Lucas Belvaux, 2006, Belgique, 1h56
lundi 2 juillet à 19h
Inspiré par la fameuse prise d’otage de Tilff en 1989, La raison du plus faible est à la fois un film de braquage et un film « social ». Les personnages font corps avec les décors glauques de l’environnement urbain liégeois, avec la misère, l’ennui, l’alcool, l’usine et le chômage, mais aussi avec le sentiment d’injustice et la révolte que produit ce monde. Un petit groupe de pieds nickelés, à la fois traversé de bonhommie, de courage et d’inexpérience, décide de sortir de l’apathie de l’absence de luttes et de solidarité, en allant chercher l’argent là où il se trouve, dans un geste à la fois audacieux et, pour certains, désespéré.
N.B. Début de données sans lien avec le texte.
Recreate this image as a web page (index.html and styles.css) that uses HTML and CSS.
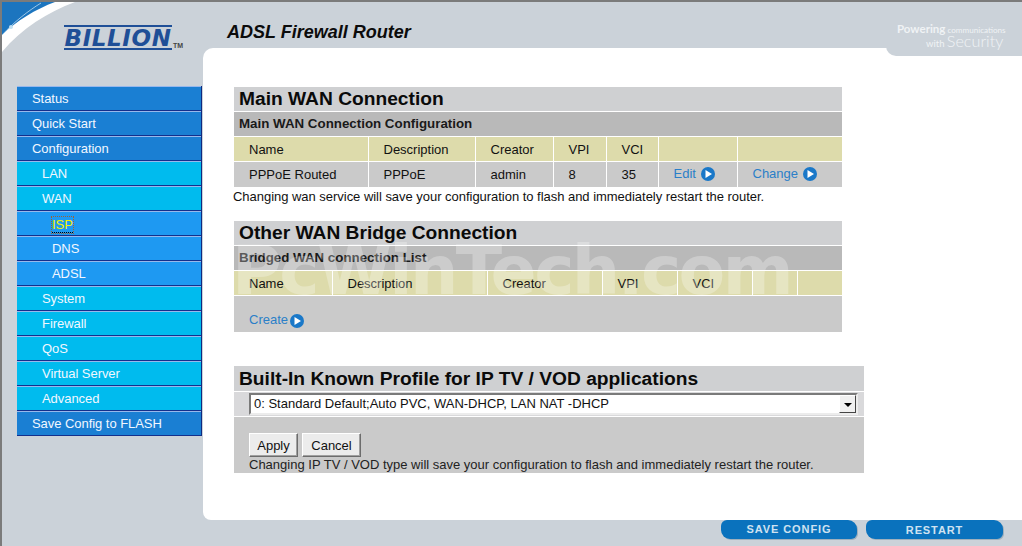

S’ensuit une aventure humaine, un regain d’espoir dont l’efficacité et la réussite semblent hors de portée tant l’aventure consiste, d’abord et surtout, à retrouver la dignité perdue sur les lignes d’assemblages, dans le fond des bouteilles, dans les cellules des prisons, dans la morne gangue urbaine, dans les tickets de loto qui ne font que ruiner ceux qui le sont déjà, écrasant les espérances contre le béton de la réalité du vieux monde. Loin du pathétique et de la démagogie populiste dans lesquelles ce genre de film sombre parfois, Lucas Belvaux présente ici des personnages complexes pris dans des rapports d’exploitation et de misère face auxquels ils sont rendus impuissants par l’absence de réponse à la hauteur du drame. Si le film accède à la grâce dans ses derniers instants, c’est bien que toute tentative de reprendre sa vie en main en ses propres termes constitue déjà, en soi, un acte de guerre contre l’existant. Résonnant face à l’insignifiance, ce film est un hymne à la révolte, un hommage à la conséquence de ceux qui franchissent le pas, répondant à la peur : « C’est avant d’y être qu’il faut que tu saches jusqu’où tu veux aller ».